Dataset section:
---*---

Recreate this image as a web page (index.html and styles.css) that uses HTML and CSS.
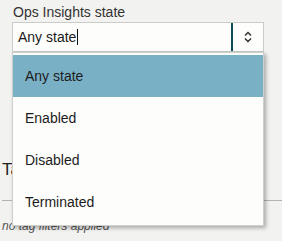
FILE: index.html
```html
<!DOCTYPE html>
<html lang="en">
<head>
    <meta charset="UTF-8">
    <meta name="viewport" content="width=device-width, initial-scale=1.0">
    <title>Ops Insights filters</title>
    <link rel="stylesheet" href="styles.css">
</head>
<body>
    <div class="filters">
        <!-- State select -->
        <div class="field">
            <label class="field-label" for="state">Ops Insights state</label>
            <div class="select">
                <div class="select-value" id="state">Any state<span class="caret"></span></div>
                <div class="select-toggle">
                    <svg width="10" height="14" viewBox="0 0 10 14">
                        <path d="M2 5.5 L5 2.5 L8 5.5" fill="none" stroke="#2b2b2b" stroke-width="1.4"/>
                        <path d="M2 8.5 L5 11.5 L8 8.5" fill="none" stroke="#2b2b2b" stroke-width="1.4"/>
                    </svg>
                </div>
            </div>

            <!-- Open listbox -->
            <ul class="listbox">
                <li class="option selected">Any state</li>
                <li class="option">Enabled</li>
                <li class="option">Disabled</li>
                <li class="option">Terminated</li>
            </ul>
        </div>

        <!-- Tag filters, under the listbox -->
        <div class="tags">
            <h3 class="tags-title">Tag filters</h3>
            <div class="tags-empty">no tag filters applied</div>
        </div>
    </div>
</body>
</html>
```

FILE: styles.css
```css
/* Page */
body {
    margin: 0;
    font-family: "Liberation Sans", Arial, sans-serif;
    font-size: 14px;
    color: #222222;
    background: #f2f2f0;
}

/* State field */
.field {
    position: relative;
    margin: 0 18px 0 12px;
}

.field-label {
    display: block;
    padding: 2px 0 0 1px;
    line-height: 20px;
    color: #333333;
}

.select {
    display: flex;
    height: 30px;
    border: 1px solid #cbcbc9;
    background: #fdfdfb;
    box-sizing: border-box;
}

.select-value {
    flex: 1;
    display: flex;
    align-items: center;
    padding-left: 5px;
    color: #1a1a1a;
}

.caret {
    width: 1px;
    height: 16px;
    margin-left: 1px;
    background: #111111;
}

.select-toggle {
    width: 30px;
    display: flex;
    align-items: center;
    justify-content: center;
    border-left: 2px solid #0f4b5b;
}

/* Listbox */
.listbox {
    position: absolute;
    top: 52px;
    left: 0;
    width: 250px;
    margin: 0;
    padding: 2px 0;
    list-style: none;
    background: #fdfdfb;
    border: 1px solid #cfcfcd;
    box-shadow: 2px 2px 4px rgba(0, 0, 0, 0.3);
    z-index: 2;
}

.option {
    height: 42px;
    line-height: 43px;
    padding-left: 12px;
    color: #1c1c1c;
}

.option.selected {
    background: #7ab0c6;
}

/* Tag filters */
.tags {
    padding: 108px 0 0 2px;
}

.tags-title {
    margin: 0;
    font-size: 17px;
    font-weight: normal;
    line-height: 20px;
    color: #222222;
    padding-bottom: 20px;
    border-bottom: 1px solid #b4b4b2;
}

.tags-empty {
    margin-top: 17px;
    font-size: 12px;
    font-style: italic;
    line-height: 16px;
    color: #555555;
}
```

---*---

What is being asked:
List each line in the listing that contains the string "styles".

Response:
Recreate this image as a web page (index.html and styles.css) that uses HTML and CSS.
    <link rel="stylesheet" href="styles.css">
FILE: styles.css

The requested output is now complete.